◆ Dataset entries ◆
════

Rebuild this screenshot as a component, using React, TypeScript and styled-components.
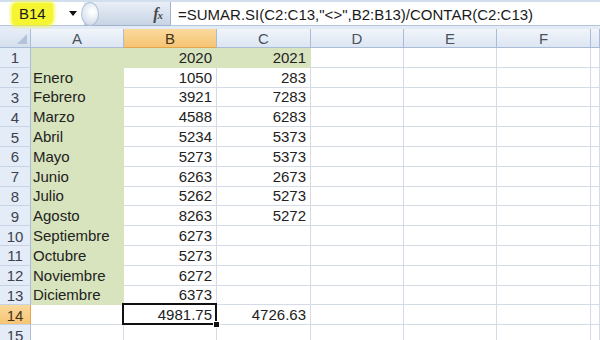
import styled, { createGlobalStyle, css } from "styled-components";

const gridLine = "#d3dbe7";
const headerLine = "#a9bdd6";
const fillGreen = "#d8e4bd";

const GlobalStyle = createGlobalStyle`
  html, body {
    margin: 0;
    padding: 0;
    background: #ffffff;
    overflow: hidden;
  }
  body {
    font-family: "Liberation Sans", Arial, sans-serif;
    color: #1e1e1e;
  }
`;

const Window = styled.div`
  width: 600px;
  height: 340px;
  overflow: hidden;
  background: #ffffff;
`;

const FormulaBar = styled.div`
  display: flex;
  height: 29px;
  box-sizing: border-box;
  padding: 2px 0 3px 0;
  background: linear-gradient(#cfdcec, #e3ebf6 20%, #e3ebf6);
`;

const NameBox = styled.div`
  width: 84px;
  display: flex;
  align-items: center;
  justify-content: space-between;
  box-sizing: border-box;
  padding: 0 7px 0 12px;
  background: #ffffff;
  border-bottom: 1px solid #b6c6da;
`;

const Highlight = styled.span`
  display: inline-block;
  padding: 2px 7px 3px 7px;
  margin-top: 1px;
  font-size: 15px;
  color: #1a1a1a;
  background: #f5f532;
  border-radius: 5px 3px 6px 4px;
  box-shadow: 0 0 3px 2px rgba(245, 245, 50, 0.7);
`;

const FxArea = styled.div`
  width: 86px;
  display: flex;
  align-items: center;
  justify-content: space-between;
  box-sizing: border-box;
  padding-right: 8px;
  background: linear-gradient(#e9eff7, #c7d4e5);
  border-bottom: 1px solid #9fb3cb;
`;

const Knob = styled.div`
  width: 16px;
  height: 22px;
  margin-left: -3px;
  border-radius: 50%;
  background: radial-gradient(circle at 65% 40%, #ffffff 8%, #eaf0f7 40%, #c3d0e1 100%);
  border: 1px solid #b2c2d6;
`;

const FxLabel = styled.span`
  font-family: "Liberation Serif", "Times New Roman", serif;
  font-style: italic;
  font-weight: bold;
  font-size: 16px;
  color: #4a4a4a;
  letter-spacing: -1px;
  small {
    font-size: 11px;
  }
`;

const FormulaInput = styled.div`
  flex: 1;
  display: flex;
  align-items: center;
  box-sizing: border-box;
  padding-left: 7px;
  padding-top: 1px;
  background: #ffffff;
  border-left: 1px solid #9fb3cb;
  border-bottom: 1px solid #b6c6da;
  font-size: 15px;
  color: #1a1a1a;
  white-space: nowrap;
`;

const Sheet = styled.div`
  display: grid;
  grid-template-columns: 31px 93px 93px 94px 93px 93px 94px 1fr;
  grid-template-rows: 19px;
  grid-auto-rows: 19.8px;
`;

const Corner = styled.div`
  display: flex;
  align-items: flex-end;
  justify-content: flex-end;
  padding: 0 3px 3px 0;
  background: linear-gradient(#e6edf7, #d5e0ee);
  border-right: 1px solid ${headerLine};
  border-bottom: 1px solid ${headerLine};
`;

const ColHeader = styled.div<{ $selected?: boolean }>`
  display: flex;
  align-items: center;
  justify-content: center;
  font-size: 15px;
  color: #4a525e;
  border-right: 1px solid ${headerLine};
  border-bottom: 1px solid ${headerLine};
  background: linear-gradient(#f1f5fb, #dde6f2);
  ${(p) =>
    p.$selected &&
    css`
      background: linear-gradient(#fad99c, #f6c474);
      border-bottom-color: #e2a64e;
      color: #3d3320;
    `}
`;

const RowHeader = styled.div<{ $selected?: boolean }>`
  display: flex;
  align-items: center;
  justify-content: center;
  font-size: 15px;
  color: #3b4250;
  padding-top: 1px;
  border-right: 1px solid ${headerLine};
  border-bottom: 1px solid #c5d3e4;
  background: #e4ecf7;
  ${(p) =>
    p.$selected &&
    css`
      background: linear-gradient(#fad99c, #f6c474);
      border-right-color: #e2a64e;
      color: #3d3320;
    `}
`;

const Cell = styled.div<{ $num?: boolean; $fill?: boolean; $active?: boolean }>`
  position: relative;
  display: flex;
  align-items: flex-end;
  justify-content: ${(p) => (p.$num ? "flex-end" : "flex-start")};
  padding: 0 ${(p) => (p.$num ? "4px" : "0")} 1px ${(p) => (p.$num ? "0" : "2px")};
  font-size: 15px;
  line-height: 17px;
  color: #222;
  white-space: nowrap;
  border-right: 1px solid ${(p) => (p.$fill ? fillGreen : gridLine)};
  border-bottom: 1px solid ${(p) => (p.$fill ? fillGreen : gridLine)};
  background: ${(p) => (p.$fill ? fillGreen : "#ffffff")};
  ${(p) =>
    p.$active &&
    css`
      &::after {
        content: "";
        position: absolute;
        left: -2px;
        top: -2px;
        right: -1px;
        bottom: -1px;
        border: 2px solid #111;
        pointer-events: none;
      }
      &::before {
        content: "";
        position: absolute;
        right: -4px;
        bottom: -4px;
        width: 5px;
        height: 5px;
        background: #111;
        border: 1px solid #fff;
        z-index: 2;
      }
    `}
`;

const columns = ["A", "B", "C", "D", "E", "F", ""];

type Row = { a: string; b: string; c: string };

const rows: Row[] = [
  { a: "", b: "2020", c: "2021" },
  { a: "Enero", b: "1050", c: "283" },
  { a: "Febrero", b: "3921", c: "7283" },
  { a: "Marzo", b: "4588", c: "6283" },
  { a: "Abril", b: "5234", c: "5373" },
  { a: "Mayo", b: "5273", c: "5373" },
  { a: "Junio", b: "6263", c: "2673" },
  { a: "Julio", b: "5262", c: "5273" },
  { a: "Agosto", b: "8263", c: "5272" },
  { a: "Septiembre", b: "6273", c: "" },
  { a: "Octubre", b: "5273", c: "" },
  { a: "Noviembre", b: "6272", c: "" },
  { a: "Diciembre", b: "6373", c: "" },
  { a: "", b: "4981.75", c: "4726.63" },
  { a: "", b: "", c: "" },
];

function App() {
  return (
    <Window>
      <GlobalStyle />
      <FormulaBar>
        <NameBox>
          <Highlight>B14</Highlight>
          <svg width="8" height="5" viewBox="0 0 8 5">
            <path d="M0 0 L8 0 L4 5 Z" fill="#111" />
          </svg>
        </NameBox>
        <FxArea>
          <Knob />
          <FxLabel>
            f<small>x</small>
          </FxLabel>
        </FxArea>
        <FormulaInput>=SUMAR.SI(C2:C13,"&lt;&gt;",B2:B13)/CONTAR(C2:C13)</FormulaInput>
      </FormulaBar>

      <Sheet>
        <Corner>
          <svg width="10" height="10" viewBox="0 0 10 10">
            <path d="M10 0 L10 10 L0 10 Z" fill="#b3c4da" />
          </svg>
        </Corner>
        {columns.map((c, i) => (
          <ColHeader key={i} $selected={c === "B"}>
            {c}
          </ColHeader>
        ))}

        {rows.map((r, i) => {
          const n = i + 1;
          return [
            <RowHeader key={`h${n}`} $selected={n === 14}>
              {n}
            </RowHeader>,
            <Cell key={`a${n}`} $fill={n <= 13}>
              {r.a}
            </Cell>,
            <Cell key={`b${n}`} $num $fill={n === 1} $active={n === 14}>
              {r.b}
            </Cell>,
            <Cell key={`c${n}`} $num $fill={n === 1}>
              {r.c}
            </Cell>,
            <Cell key={`d${n}`} />,
            <Cell key={`e${n}`} />,
            <Cell key={`f${n}`} />,
            <Cell key={`g${n}`} />,
          ];
        })}
      </Sheet>
    </Window>
  );
}

export default App;
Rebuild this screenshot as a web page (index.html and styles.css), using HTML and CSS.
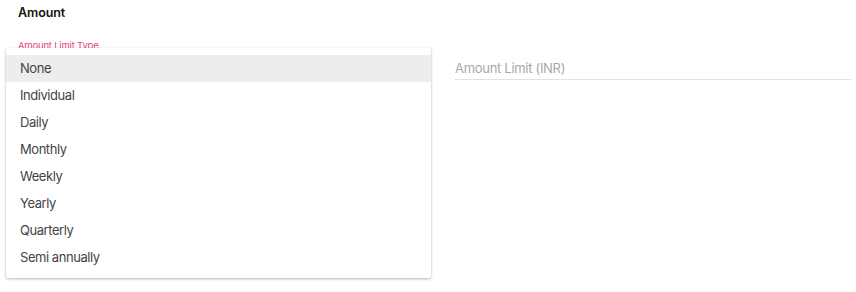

════

◆ Task to carry out ◆
Copy out the whole listing exactly, and don't carry over any pictures.

◆ Solution to this exercise ◆
Rebuild this screenshot as a component, using React, TypeScript and styled-components.
import styled, { createGlobalStyle, css } from "styled-components";

const gridLine = "#d3dbe7";
const headerLine = "#a9bdd6";
const fillGreen = "#d8e4bd";

const GlobalStyle = createGlobalStyle`
  html, body {
    margin: 0;
    padding: 0;
    background: #ffffff;
    overflow: hidden;
  }
  body {
    font-family: "Liberation Sans", Arial, sans-serif;
    color: #1e1e1e;
  }
`;

const Window = styled.div`
  width: 600px;
  height: 340px;
  overflow: hidden;
  background: #ffffff;
`;

const FormulaBar = styled.div`
  display: flex;
  height: 29px;
  box-sizing: border-box;
  padding: 2px 0 3px 0;
  background: linear-gradient(#cfdcec, #e3ebf6 20%, #e3ebf6);
`;

const NameBox = styled.div`
  width: 84px;
  display: flex;
  align-items: center;
  justify-content: space-between;
  box-sizing: border-box;
  padding: 0 7px 0 12px;
  background: #ffffff;
  border-bottom: 1px solid #b6c6da;
`;

const Highlight = styled.span`
  display: inline-block;
  padding: 2px 7px 3px 7px;
  margin-top: 1px;
  font-size: 15px;
  color: #1a1a1a;
  background: #f5f532;
  border-radius: 5px 3px 6px 4px;
  box-shadow: 0 0 3px 2px rgba(245, 245, 50, 0.7);
`;

const FxArea = styled.div`
  width: 86px;
  display: flex;
  align-items: center;
  justify-content: space-between;
  box-sizing: border-box;
  padding-right: 8px;
  background: linear-gradient(#e9eff7, #c7d4e5);
  border-bottom: 1px solid #9fb3cb;
`;

const Knob = styled.div`
  width: 16px;
  height: 22px;
  margin-left: -3px;
  border-radius: 50%;
  background: radial-gradient(circle at 65% 40%, #ffffff 8%, #eaf0f7 40%, #c3d0e1 100%);
  border: 1px solid #b2c2d6;
`;

const FxLabel = styled.span`
  font-family: "Liberation Serif", "Times New Roman", serif;
  font-style: italic;
  font-weight: bold;
  font-size: 16px;
  color: #4a4a4a;
  letter-spacing: -1px;
  small {
    font-size: 11px;
  }
`;

const FormulaInput = styled.div`
  flex: 1;
  display: flex;
  align-items: center;
  box-sizing: border-box;
  padding-left: 7px;
  padding-top: 1px;
  background: #ffffff;
  border-left: 1px solid #9fb3cb;
  border-bottom: 1px solid #b6c6da;
  font-size: 15px;
  color: #1a1a1a;
  white-space: nowrap;
`;

const Sheet = styled.div`
  display: grid;
  grid-template-columns: 31px 93px 93px 94px 93px 93px 94px 1fr;
  grid-template-rows: 19px;
  grid-auto-rows: 19.8px;
`;

const Corner = styled.div`
  display: flex;
  align-items: flex-end;
  justify-content: flex-end;
  padding: 0 3px 3px 0;
  background: linear-gradient(#e6edf7, #d5e0ee);
  border-right: 1px solid ${headerLine};
  border-bottom: 1px solid ${headerLine};
`;

const ColHeader = styled.div<{ $selected?: boolean }>`
  display: flex;
  align-items: center;
  justify-content: center;
  font-size: 15px;
  color: #4a525e;
  border-right: 1px solid ${headerLine};
  border-bottom: 1px solid ${headerLine};
  background: linear-gradient(#f1f5fb, #dde6f2);
  ${(p) =>
    p.$selected &&
    css`
      background: linear-gradient(#fad99c, #f6c474);
      border-bottom-color: #e2a64e;
      color: #3d3320;
    `}
`;

const RowHeader = styled.div<{ $selected?: boolean }>`
  display: flex;
  align-items: center;
  justify-content: center;
  font-size: 15px;
  color: #3b4250;
  padding-top: 1px;
  border-right: 1px solid ${headerLine};
  border-bottom: 1px solid #c5d3e4;
  background: #e4ecf7;
  ${(p) =>
    p.$selected &&
    css`
      background: linear-gradient(#fad99c, #f6c474);
      border-right-color: #e2a64e;
      color: #3d3320;
    `}
`;

const Cell = styled.div<{ $num?: boolean; $fill?: boolean; $active?: boolean }>`
  position: relative;
  display: flex;
  align-items: flex-end;
  justify-content: ${(p) => (p.$num ? "flex-end" : "flex-start")};
  padding: 0 ${(p) => (p.$num ? "4px" : "0")} 1px ${(p) => (p.$num ? "0" : "2px")};
  font-size: 15px;
  line-height: 17px;
  color: #222;
  white-space: nowrap;
  border-right: 1px solid ${(p) => (p.$fill ? fillGreen : gridLine)};
  border-bottom: 1px solid ${(p) => (p.$fill ? fillGreen : gridLine)};
  background: ${(p) => (p.$fill ? fillGreen : "#ffffff")};
  ${(p) =>
    p.$active &&
    css`
      &::after {
        content: "";
        position: absolute;
        left: -2px;
        top: -2px;
        right: -1px;
        bottom: -1px;
        border: 2px solid #111;
        pointer-events: none;
      }
      &::before {
        content: "";
        position: absolute;
        right: -4px;
        bottom: -4px;
        width: 5px;
        height: 5px;
        background: #111;
        border: 1px solid #fff;
        z-index: 2;
      }
    `}
`;

const columns = ["A", "B", "C", "D", "E", "F", ""];

type Row = { a: string; b: string; c: string };

const rows: Row[] = [
  { a: "", b: "2020", c: "2021" },
  { a: "Enero", b: "1050", c: "283" },
  { a: "Febrero", b: "3921", c: "7283" },
  { a: "Marzo", b: "4588", c: "6283" },
  { a: "Abril", b: "5234", c: "5373" },
  { a: "Mayo", b: "5273", c: "5373" },
  { a: "Junio", b: "6263", c: "2673" },
  { a: "Julio", b: "5262", c: "5273" },
  { a: "Agosto", b: "8263", c: "5272" },
  { a: "Septiembre", b: "6273", c: "" },
  { a: "Octubre", b: "5273", c: "" },
  { a: "Noviembre", b: "6272", c: "" },
  { a: "Diciembre", b: "6373", c: "" },
  { a: "", b: "4981.75", c: "4726.63" },
  { a: "", b: "", c: "" },
];

function App() {
  return (
    <Window>
      <GlobalStyle />
      <FormulaBar>
        <NameBox>
          <Highlight>B14</Highlight>
          <svg width="8" height="5" viewBox="0 0 8 5">
            <path d="M0 0 L8 0 L4 5 Z" fill="#111" />
          </svg>
        </NameBox>
        <FxArea>
          <Knob />
          <FxLabel>
            f<small>x</small>
          </FxLabel>
        </FxArea>
        <FormulaInput>=SUMAR.SI(C2:C13,"&lt;&gt;",B2:B13)/CONTAR(C2:C13)</FormulaInput>
      </FormulaBar>

      <Sheet>
        <Corner>
          <svg width="10" height="10" viewBox="0 0 10 10">
            <path d="M10 0 L10 10 L0 10 Z" fill="#b3c4da" />
          </svg>
        </Corner>
        {columns.map((c, i) => (
          <ColHeader key={i} $selected={c === "B"}>
            {c}
          </ColHeader>
        ))}

        {rows.map((r, i) => {
          const n = i + 1;
          return [
            <RowHeader key={`h${n}`} $selected={n === 14}>
              {n}
            </RowHeader>,
            <Cell key={`a${n}`} $fill={n <= 13}>
              {r.a}
            </Cell>,
            <Cell key={`b${n}`} $num $fill={n === 1} $active={n === 14}>
              {r.b}
            </Cell>,
            <Cell key={`c${n}`} $num $fill={n === 1}>
              {r.c}
            </Cell>,
            <Cell key={`d${n}`} />,
            <Cell key={`e${n}`} />,
            <Cell key={`f${n}`} />,
            <Cell key={`g${n}`} />,
          ];
        })}
      </Sheet>
    </Window>
  );
}

export default App;
Rebuild this screenshot as a web page (index.html and styles.css), using HTML and CSS.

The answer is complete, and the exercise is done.